_EXERCISE INSTRUCTIONS_
Reproduce the full listing below unchanged, apart from the pictures.

_MATERIAL_
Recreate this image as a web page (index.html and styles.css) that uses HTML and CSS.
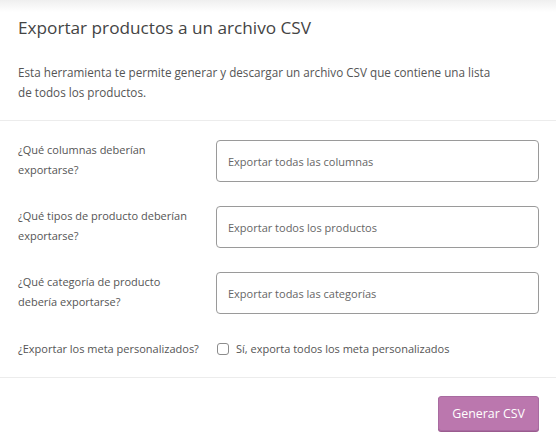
FILE: index.html
```html
<!DOCTYPE html>
<html lang="es">
<head>
  <meta charset="UTF-8">
  <meta name="viewport" content="width=device-width, initial-scale=1.0">
  <title>Exportar productos</title>
  <link rel="stylesheet" href="styles.css">
</head>
<body>
  <div class="exporter">
    <header class="exporter-head">
      <h2>Exportar productos a un archivo CSV</h2>
      <p>Esta herramienta te permite generar y descargar un archivo CSV que contiene una lista de todos los productos.</p>
    </header>
    <section class="exporter-fields">
      <div class="field-row">
        <label class="field-label">¿Qué columnas deberían<br>exportarse?</label>
        <div class="select-box">Exportar todas las columnas</div>
      </div>
      <div class="field-row">
        <label class="field-label">¿Qué tipos de producto deberían<br>exportarse?</label>
        <div class="select-box">Exportar todos los productos</div>
      </div>
      <div class="field-row">
        <label class="field-label">¿Qué categoría de producto<br>debería exportarse?</label>
        <div class="select-box">Exportar todas las categorías</div>
      </div>
      <div class="field-row field-row--check">
        <label class="field-label">¿Exportar los meta personalizados?</label>
        <label class="check-option">
          <input type="checkbox" id="exportMeta">
          <span>Sí, exporta todos los meta personalizados</span>
        </label>
      </div>
    </section>
    <footer class="exporter-actions">
      <button type="button" id="btnGenerate">Generar CSV</button>
    </footer>
  </div>
</body>
</html>
```

FILE: styles.css
```css
body {
  margin: 0;
  font-family: "Open Sans", "Noto Sans", sans-serif;
  color: #555;
  background: linear-gradient(#efefef, #fff 12px) no-repeat;
  background-color: #fff;
}
.exporter {
  width: 556px;
}
.exporter-head {
  padding: 14px 17px 18px 18px;
  border-bottom: 1px solid #ececec;
}
.exporter-head h2 {
  margin: 0 0 20px;
  font-size: 17.2px;
  font-weight: 400;
  line-height: 28px;
  color: #444;
}
.exporter-head p {
  margin: 0;
  max-width: 482px;
  font-size: 11.7px;
  line-height: 20px;
}
.exporter-fields {
  padding: 19px 17px 17px 18px;
  border-bottom: 1px solid #ececec;
  display: flex;
  flex-direction: column;
  gap: 24px;
}
.field-row {
  display: grid;
  grid-template-columns: 198px 1fr;
  align-items: start;
}
.field-row--check {
  align-items: center;
}
.field-label {
  font-size: 11px;
  line-height: 20px;
  white-space: nowrap;
}
.select-box {
  height: 40px;
  border: 1px solid #9a9a9a;
  border-radius: 4px;
  padding: 0 11px;
  display: flex;
  align-items: center;
  font-size: 11px;
  color: #666;
}
.check-option {
  display: flex;
  align-items: center;
  gap: 7px;
  font-size: 11px;
  line-height: 22px;
}
.check-option input {
  appearance: none;
  margin: 0 0 0 1px;
  width: 12px;
  height: 12px;
  border: 1px solid #8c8c8c;
  border-radius: 3px;
  background: #fff;
}
.exporter-actions {
  padding: 18px 17px 18px;
  display: flex;
  justify-content: flex-end;
}
#btnGenerate {
  height: 35px;
  padding: 0 13px;
  border: 1px solid #a86ba0;
  border-radius: 3px;
  background-color: #bb77ae;
  color: #fff;
  font-family: inherit;
  font-size: 12.4px;
  box-shadow: 0 1px 0 #9b5b8f;
  cursor: pointer;
}
```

_SOLVED EXERCISE_
Recreate this image as a web page (index.html and styles.css) that uses HTML and CSS.
FILE: index.html
```html
<!DOCTYPE html>
<html lang="es">
<head>
  <meta charset="UTF-8">
  <meta name="viewport" content="width=device-width, initial-scale=1.0">
  <title>Exportar productos</title>
  <link rel="stylesheet" href="styles.css">
</head>
<body>
  <div class="exporter">
    <header class="exporter-head">
      <h2>Exportar productos a un archivo CSV</h2>
      <p>Esta herramienta te permite generar y descargar un archivo CSV que contiene una lista de todos los productos.</p>
    </header>
    <section class="exporter-fields">
      <div class="field-row">
        <label class="field-label">¿Qué columnas deberían<br>exportarse?</label>
        <div class="select-box">Exportar todas las columnas</div>
      </div>
      <div class="field-row">
        <label class="field-label">¿Qué tipos de producto deberían<br>exportarse?</label>
        <div class="select-box">Exportar todos los productos</div>
      </div>
      <div class="field-row">
        <label class="field-label">¿Qué categoría de producto<br>debería exportarse?</label>
        <div class="select-box">Exportar todas las categorías</div>
      </div>
      <div class="field-row field-row--check">
        <label class="field-label">¿Exportar los meta personalizados?</label>
        <label class="check-option">
          <input type="checkbox" id="exportMeta">
          <span>Sí, exporta todos los meta personalizados</span>
        </label>
      </div>
    </section>
    <footer class="exporter-actions">
      <button type="button" id="btnGenerate">Generar CSV</button>
    </footer>
  </div>
</body>
</html>
```

FILE: styles.css
```css
body {
  margin: 0;
  font-family: "Open Sans", "Noto Sans", sans-serif;
  color: #555;
  background: linear-gradient(#efefef, #fff 12px) no-repeat;
  background-color: #fff;
}
.exporter {
  width: 556px;
}
.exporter-head {
  padding: 14px 17px 18px 18px;
  border-bottom: 1px solid #ececec;
}
.exporter-head h2 {
  margin: 0 0 20px;
  font-size: 17.2px;
  font-weight: 400;
  line-height: 28px;
  color: #444;
}
.exporter-head p {
  margin: 0;
  max-width: 482px;
  font-size: 11.7px;
  line-height: 20px;
}
.exporter-fields {
  padding: 19px 17px 17px 18px;
  border-bottom: 1px solid #ececec;
  display: flex;
  flex-direction: column;
  gap: 24px;
}
.field-row {
  display: grid;
  grid-template-columns: 198px 1fr;
  align-items: start;
}
.field-row--check {
  align-items: center;
}
.field-label {
  font-size: 11px;
  line-height: 20px;
  white-space: nowrap;
}
.select-box {
  height: 40px;
  border: 1px solid #9a9a9a;
  border-radius: 4px;
  padding: 0 11px;
  display: flex;
  align-items: center;
  font-size: 11px;
  color: #666;
}
.check-option {
  display: flex;
  align-items: center;
  gap: 7px;
  font-size: 11px;
  line-height: 22px;
}
.check-option input {
  appearance: none;
  margin: 0 0 0 1px;
  width: 12px;
  height: 12px;
  border: 1px solid #8c8c8c;
  border-radius: 3px;
  background: #fff;
}
.exporter-actions {
  padding: 18px 17px 18px;
  display: flex;
  justify-content: flex-end;
}
#btnGenerate {
  height: 35px;
  padding: 0 13px;
  border: 1px solid #a86ba0;
  border-radius: 3px;
  background-color: #bb77ae;
  color: #fff;
  font-family: inherit;
  font-size: 12.4px;
  box-shadow: 0 1px 0 #9b5b8f;
  cursor: pointer;
}
```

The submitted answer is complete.